No-one shall publish or reveal any information, including the name or address of the appellant, likely to lead members of the public to identify the appellant. Failure to comply with this order could amount to a contempt of court.
DECISION AND REASONS
1. The Appellant appeals against the decision (the Decision) of the First Tier Tribunal (the FTT) dated 11 March 2025 dismissing his appeal.
2. I have decided to maintain the anonymity direction made by the FTT because the importance of fulfilling the UK’s obligations under the Refugee Convention outweighs the principle of open justice.
Factual Background
3. The Appellant is a Turkish national of Kurdish origin. He claimed asylum in October 2022 on the basis that he would be at risk due to support for the People’s Democratic Party (the HDP). He claimed that he was a member and had assisted the party in collecting donations and attending meetings and demonstrations. He claimed to have been threatened by a local leader of the MHP, a far right group in Turkey. The Appellant was fired at by men on a motorbike, and detained by the investigating police. While detained he was mistreated and forced to act as an informer. Two months after his release he was detained again and mistreated, and gave the police some names. He then left Turkey and came to the UK.
4. The FTT Judge dismissed the appeal. The FTT Judge identified matters that damaged the Appellant’s credibility. The Appellant had been inconsistent about how many times he had been arrested and when this was. The Appellant had failed to claim asylum in safe European countries such as France despite having a reasonable opportunity to do so. The FTT Judge found that the Appellant’s account was not credible. While it was accepted that the Appellant was a HDP supporter, it was not accepted that he had the problems claimed as a result. The FTT Judge found that the Appellant’s support for the HDP would not place him at risk as a result.

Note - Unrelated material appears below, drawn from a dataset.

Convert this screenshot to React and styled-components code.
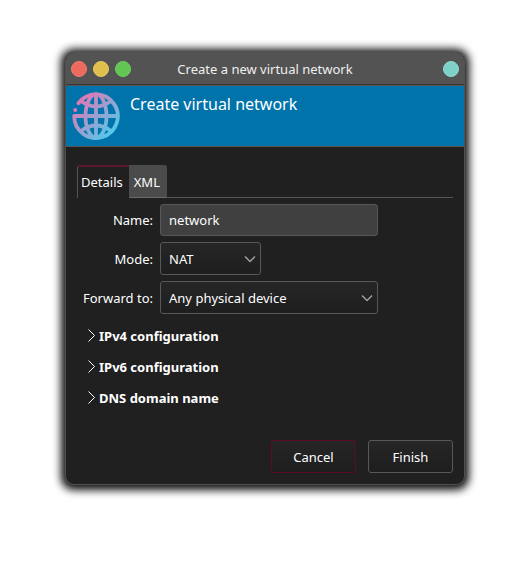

5. The Appellant applied for permission to appeal raising three grounds of appeal:
a. The FTT Judge erred in assessing the Appellant’s evidence. The FTT Judge was wrong to state that there was nothing to show that the photographs were of CD and EC. The FTT Judge had erred in requiring the Appellant to provide supporting evidence. It was irrational to expect the Appellant to obtain evidence connecting him to the leaders.
b. The adverse credibility findings made against the Appellant were irrational given that they were based on two inconsistencies.
c. The FTT Judge erred in failing to give a ‘Lucas’ direction
6. Permission to appeal was refused by the FTT and granted by the UT on 15 July 2025. The UT Judge found ground 1 was ‘just arguable’. While Grounds 2 and 3 were less persuasive, permission was not limited.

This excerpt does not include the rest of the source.